▶ Data provided
******************************

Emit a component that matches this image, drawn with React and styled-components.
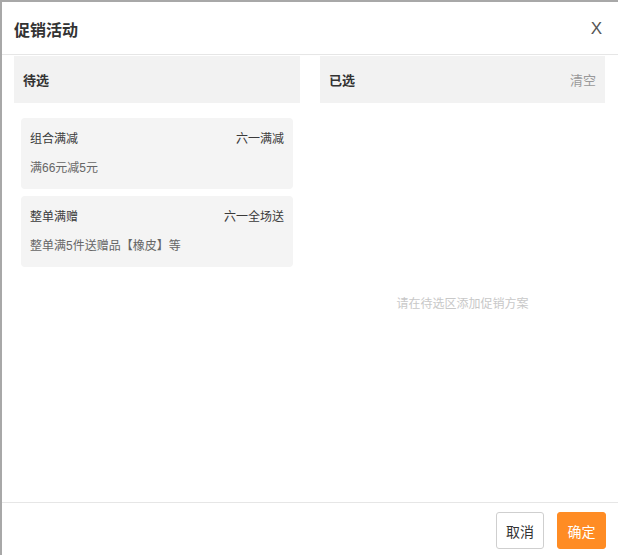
import styled, { createGlobalStyle } from "styled-components";

const GlobalStyle = createGlobalStyle`
  html, body {
    margin: 0;
    background: #a8a8a8;
    font-family: "Liberation Sans", "Noto Sans CJK SC", sans-serif;
  }
  #root {
    padding: 2px 0 0 2px;
  }
`;

const Dialog = styled.div`
  width: 616px;
  height: 553px;
  background: #fff;
  display: flex;
  flex-direction: column;
`;

const Header = styled.header`
  height: 53px;
  flex: none;
  box-sizing: border-box;
  border-bottom: 1px solid #e6e6e6;
  display: flex;
  align-items: center;
  justify-content: space-between;
  padding: 2px 16px 0 12px;
`;

const Title = styled.h1`
  margin: 0;
  font-size: 16px;
  font-weight: bold;
  color: #333;
`;

const Close = styled.button`
  border: none;
  background: transparent;
  padding: 0;
  font-family: "Liberation Sans", sans-serif;
  font-size: 17px;
  color: #555;
  cursor: pointer;
`;

const Body = styled.div`
  flex: 1;
  display: grid;
  grid-template-columns: 286px 285px;
  column-gap: 20px;
  padding: 1px 13px 0 12px;
`;

const Panel = styled.section`
  display: flex;
  flex-direction: column;
`;

const PanelHead = styled.div`
  height: 47px;
  padding: 0 9px;
  background: #f2f2f2;
  display: flex;
  align-items: center;
  justify-content: space-between;
  font-size: 13px;
`;

const PanelTitle = styled.span`
  font-weight: bold;
  color: #333;
`;

const ClearLink = styled.span`
  color: #999;
  cursor: pointer;
`;

const CardList = styled.div`
  display: flex;
  flex-direction: column;
  gap: 7px;
  padding: 15px 7px;
`;

const Card = styled.div`
  height: 71px;
  box-sizing: border-box;
  padding: 12px 9px 0;
  background: #f4f4f4;
  border-radius: 4px;
  font-size: 12px;
  line-height: 18px;
`;

const CardRow = styled.div`
  display: flex;
  justify-content: space-between;
  color: #3a3a3a;
`;

const CardDesc = styled.div`
  margin-top: 11px;
  color: #666;
`;

const Empty = styled.div`
  flex: 1;
  display: flex;
  align-items: center;
  justify-content: center;
  font-size: 12px;
  color: #c8c8c8;
  padding-bottom: 1px;
`;

const Footer = styled.footer`
  height: 53px;
  flex: none;
  box-sizing: border-box;
  border-top: 1px solid #e6e6e6;
  display: flex;
  justify-content: flex-end;
  align-items: flex-start;
  gap: 13px;
  padding: 9px 12px 0 0;
`;

const Button = styled.button`
  width: ${({ $primary }) => ($primary ? "49px" : "48px")};
  height: 37px;
  border-radius: 3px;
  border: 1px solid ${({ $primary }) => ($primary ? "#ff8c24" : "#cfcfcf")};
  background: ${({ $primary }) => ($primary ? "#ff8c24" : "#fff")};
  color: ${({ $primary }) => ($primary ? "#fff" : "#333")};
  font-family: inherit;
  font-size: 14px;
  padding: 0;
  cursor: pointer;
`;

const promos = [
  { name: "组合满减", tag: "六一满减", desc: "满66元减5元" },
  { name: "整单满赠", tag: "六一全场送", desc: "整单满5件送赠品【橡皮】等" },
];

export default function App() {
  return (
    <>
      <GlobalStyle />
      <Dialog>
        <Header>
          <Title>促销活动</Title>
          <Close aria-label="关闭">X</Close>
        </Header>

        <Body>
          <Panel>
            <PanelHead>
              <PanelTitle>待选</PanelTitle>
            </PanelHead>
            <CardList>
              {promos.map((p) => (
                <Card key={p.name}>
                  <CardRow>
                    <span>{p.name}</span>
                    <span>{p.tag}</span>
                  </CardRow>
                  <CardDesc>{p.desc}</CardDesc>
                </Card>
              ))}
            </CardList>
          </Panel>

          <Panel>
            <PanelHead>
              <PanelTitle>已选</PanelTitle>
              <ClearLink>清空</ClearLink>
            </PanelHead>
            <Empty>请在待选区添加促销方案</Empty>
          </Panel>
        </Body>

        <Footer>
          <Button>取消</Button>
          <Button $primary>确定</Button>
        </Footer>
      </Dialog>
    </>
  );
}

******************************

Write out again every line above exactly as given; the pictures do not belong in the copy.

▶ Task result
Emit a component that matches this image, drawn with React and styled-components.
import styled, { createGlobalStyle } from "styled-components";

const GlobalStyle = createGlobalStyle`
  html, body {
    margin: 0;
    background: #a8a8a8;
    font-family: "Liberation Sans", "Noto Sans CJK SC", sans-serif;
  }
  #root {
    padding: 2px 0 0 2px;
  }
`;

const Dialog = styled.div`
  width: 616px;
  height: 553px;
  background: #fff;
  display: flex;
  flex-direction: column;
`;

const Header = styled.header`
  height: 53px;
  flex: none;
  box-sizing: border-box;
  border-bottom: 1px solid #e6e6e6;
  display: flex;
  align-items: center;
  justify-content: space-between;
  padding: 2px 16px 0 12px;
`;

const Title = styled.h1`
  margin: 0;
  font-size: 16px;
  font-weight: bold;
  color: #333;
`;

const Close = styled.button`
  border: none;
  background: transparent;
  padding: 0;
  font-family: "Liberation Sans", sans-serif;
  font-size: 17px;
  color: #555;
  cursor: pointer;
`;

const Body = styled.div`
  flex: 1;
  display: grid;
  grid-template-columns: 286px 285px;
  column-gap: 20px;
  padding: 1px 13px 0 12px;
`;

const Panel = styled.section`
  display: flex;
  flex-direction: column;
`;

const PanelHead = styled.div`
  height: 47px;
  padding: 0 9px;
  background: #f2f2f2;
  display: flex;
  align-items: center;
  justify-content: space-between;
  font-size: 13px;
`;

const PanelTitle = styled.span`
  font-weight: bold;
  color: #333;
`;

const ClearLink = styled.span`
  color: #999;
  cursor: pointer;
`;

const CardList = styled.div`
  display: flex;
  flex-direction: column;
  gap: 7px;
  padding: 15px 7px;
`;

const Card = styled.div`
  height: 71px;
  box-sizing: border-box;
  padding: 12px 9px 0;
  background: #f4f4f4;
  border-radius: 4px;
  font-size: 12px;
  line-height: 18px;
`;

const CardRow = styled.div`
  display: flex;
  justify-content: space-between;
  color: #3a3a3a;
`;

const CardDesc = styled.div`
  margin-top: 11px;
  color: #666;
`;

const Empty = styled.div`
  flex: 1;
  display: flex;
  align-items: center;
  justify-content: center;
  font-size: 12px;
  color: #c8c8c8;
  padding-bottom: 1px;
`;

const Footer = styled.footer`
  height: 53px;
  flex: none;
  box-sizing: border-box;
  border-top: 1px solid #e6e6e6;
  display: flex;
  justify-content: flex-end;
  align-items: flex-start;
  gap: 13px;
  padding: 9px 12px 0 0;
`;

const Button = styled.button`
  width: ${({ $primary }) => ($primary ? "49px" : "48px")};
  height: 37px;
  border-radius: 3px;
  border: 1px solid ${({ $primary }) => ($primary ? "#ff8c24" : "#cfcfcf")};
  background: ${({ $primary }) => ($primary ? "#ff8c24" : "#fff")};
  color: ${({ $primary }) => ($primary ? "#fff" : "#333")};
  font-family: inherit;
  font-size: 14px;
  padding: 0;
  cursor: pointer;
`;

const promos = [
  { name: "组合满减", tag: "六一满减", desc: "满66元减5元" },
  { name: "整单满赠", tag: "六一全场送", desc: "整单满5件送赠品【橡皮】等" },
];

export default function App() {
  return (
    <>
      <GlobalStyle />
      <Dialog>
        <Header>
          <Title>促销活动</Title>
          <Close aria-label="关闭">X</Close>
        </Header>

        <Body>
          <Panel>
            <PanelHead>
              <PanelTitle>待选</PanelTitle>
            </PanelHead>
            <CardList>
              {promos.map((p) => (
                <Card key={p.name}>
                  <CardRow>
                    <span>{p.name}</span>
                    <span>{p.tag}</span>
                  </CardRow>
                  <CardDesc>{p.desc}</CardDesc>
                </Card>
              ))}
            </CardList>
          </Panel>

          <Panel>
            <PanelHead>
              <PanelTitle>已选</PanelTitle>
              <ClearLink>清空</ClearLink>
            </PanelHead>
            <Empty>请在待选区添加促销方案</Empty>
          </Panel>
        </Body>

        <Footer>
          <Button>取消</Button>
          <Button $primary>确定</Button>
        </Footer>
      </Dialog>
    </>
  );
}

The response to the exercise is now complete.